Rishi Sunak stated that the Royal Navy continues to patrol the Red Sea as part of the multinational Operation Prosperity Guardian to deter further Houthi aggression. He urged the Houthis to cease their attacks and take steps to de-escalate.
Meanwhile, US President Joe Biden said that the targeted strikes were a clear message that the escalation of attacks by the Houthi rebels against commercial vessels would not be tolerated.
In his statement, Biden said these strikes were in direct response to “Houthi attacks against international maritime vessels in the Red Sea, including the use of anti-ship ballistic missiles for the first time in history.”

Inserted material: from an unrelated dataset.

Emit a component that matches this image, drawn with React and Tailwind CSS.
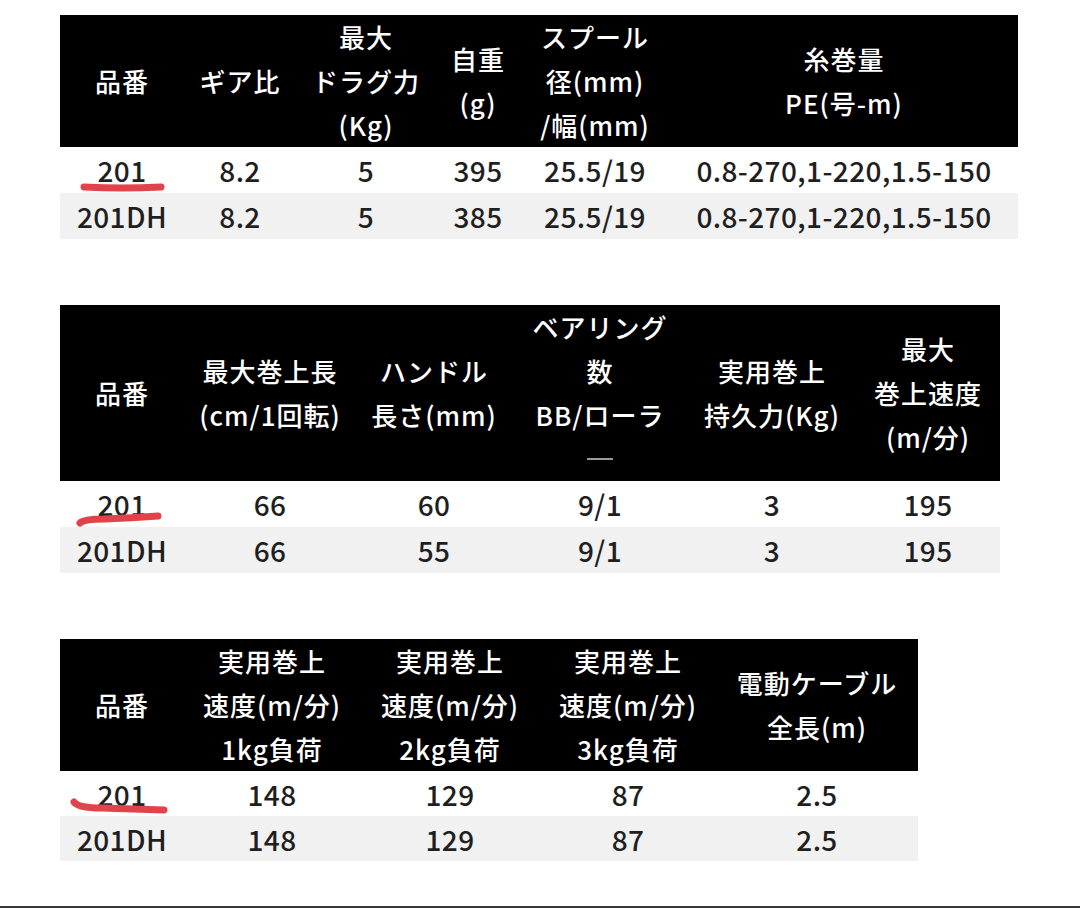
const font = { fontFamily: '"Noto Sans CJK JP", "Noto Sans", sans-serif' }

function HeadCell({ lines }) {
  return (
    <div className="flex flex-col items-center justify-center text-white text-[26px] leading-[44px] font-medium tracking-[1px] whitespace-nowrap">
      {lines.map((l, i) =>
        l === '—' ? (
          <div key={i} className="h-[44px] flex items-center">
            <div className="w-[26px] h-[2px] bg-[#9a9a9a]" />
          </div>
        ) : (
          <div key={i}>{l}</div>
        )
      )}
    </div>
  )
}

function SpecTable({ cols, head, rows, rowH }) {
  return (
    <div className="bg-black grid" style={{ gridTemplateColumns: cols, width: 'fit-content' }}>
      {head.map((h, i) => (
        <HeadCell key={i} lines={h} />
      ))}
      {rows.map((r, ri) =>
        r.map((c, ci) => (
          <div
            key={ri + '-' + ci}
            className={`${rowH} flex items-center justify-center text-[28px] tracking-[0.4px] font-medium text-[#1f1f1f] whitespace-nowrap ${ri === 1 ? 'bg-[#f1f1f1]' : 'bg-white'}`}
          >
            {c}
          </div>
        ))
      )}
    </div>
  )
}

export default function App() {
  return (
    <div className="relative w-[1080px] h-[908px] bg-white overflow-hidden" style={font}>
      <div className="flex flex-col gap-[66px] pt-[15px] pl-[60px]">
        <SpecTable
          cols="124px 112px 140px 84px 150px 348px"
          rowH="h-[46px]"
          head={[
            ['品番'],
            ['ギア比'],
            ['最大', 'ドラグ力', '(Kg)'],
            ['自重', '(g)'],
            ['スプール', '径(mm)', '/幅(mm)'],
            ['糸巻量', 'PE(号-m)'],
          ]}
          rows={[
            ['201', '8.2', '5', '395', '25.5/19', '0.8-270,1-220,1.5-150'],
            ['201DH', '8.2', '5', '385', '25.5/19', '0.8-270,1-220,1.5-150'],
          ]}
        />
        <SpecTable
          cols="124px 172px 156px 176px 168px 144px"
          rowH="h-[46px]"
          head={[
            ['品番'],
            ['最大巻上長', '(cm/1回転)'],
            ['ハンドル', '長さ(mm)'],
            ['ベアリング', '数', 'BB/ローラ', '—'],
            ['実用巻上', '持久力(Kg)'],
            ['最大', '巻上速度', '(m/分)'],
          ]}
          rows={[
            ['201', '66', '60', '9/1', '3', '195'],
            ['201DH', '66', '55', '9/1', '3', '195'],
          ]}
        />
        <SpecTable
          cols="124px 176px 180px 176px 202px"
          rowH="h-[45px]"
          head={[
            ['品番'],
            ['実用巻上', '速度(m/分)', '1kg負荷'],
            ['実用巻上', '速度(m/分)', '2kg負荷'],
            ['実用巻上', '速度(m/分)', '3kg負荷'],
            ['電動ケーブル', '全長(m)'],
          ]}
          rows={[
            ['201', '148', '129', '87', '2.5'],
            ['201DH', '148', '129', '87', '2.5'],
          ]}
        />
      </div>

      {/* red hand-drawn underlines */}
      <svg className="absolute left-0 top-0 pointer-events-none" width="1080" height="908">
        <g stroke="#e2434a" strokeWidth="7" strokeLinecap="round" fill="none">
          <path d="M84 187 Q122 189 161 187" />
          <path d="M80 523 Q84 519 104 519 Q132 518 158 516" />
          <path d="M74 802 Q78 808 102 808 Q135 809 164 810" />
        </g>
      </svg>

      <div className="absolute left-0 right-0 bottom-0 h-[2px] bg-[#3a3a3a]" />
    </div>
  )
}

He noted that these attacks have endangered US personnel, civilian mariners, and our partners, jeopardised trade, and threatened freedom of navigation.
Biden said, “Today’s defensive action follows this extensive diplomatic campaign and Houthi rebels’ escalating attacks against commercial vessels.”
“These targeted strikes are a clear message that the United States and our partners will not tolerate attacks on our personnel or allow hostile actors to imperil freedom of navigation on one of the world’s most critical commercial routes. I will not hesitate to direct further measures to protect our people and the free flow of international commerce as necessary,” he added.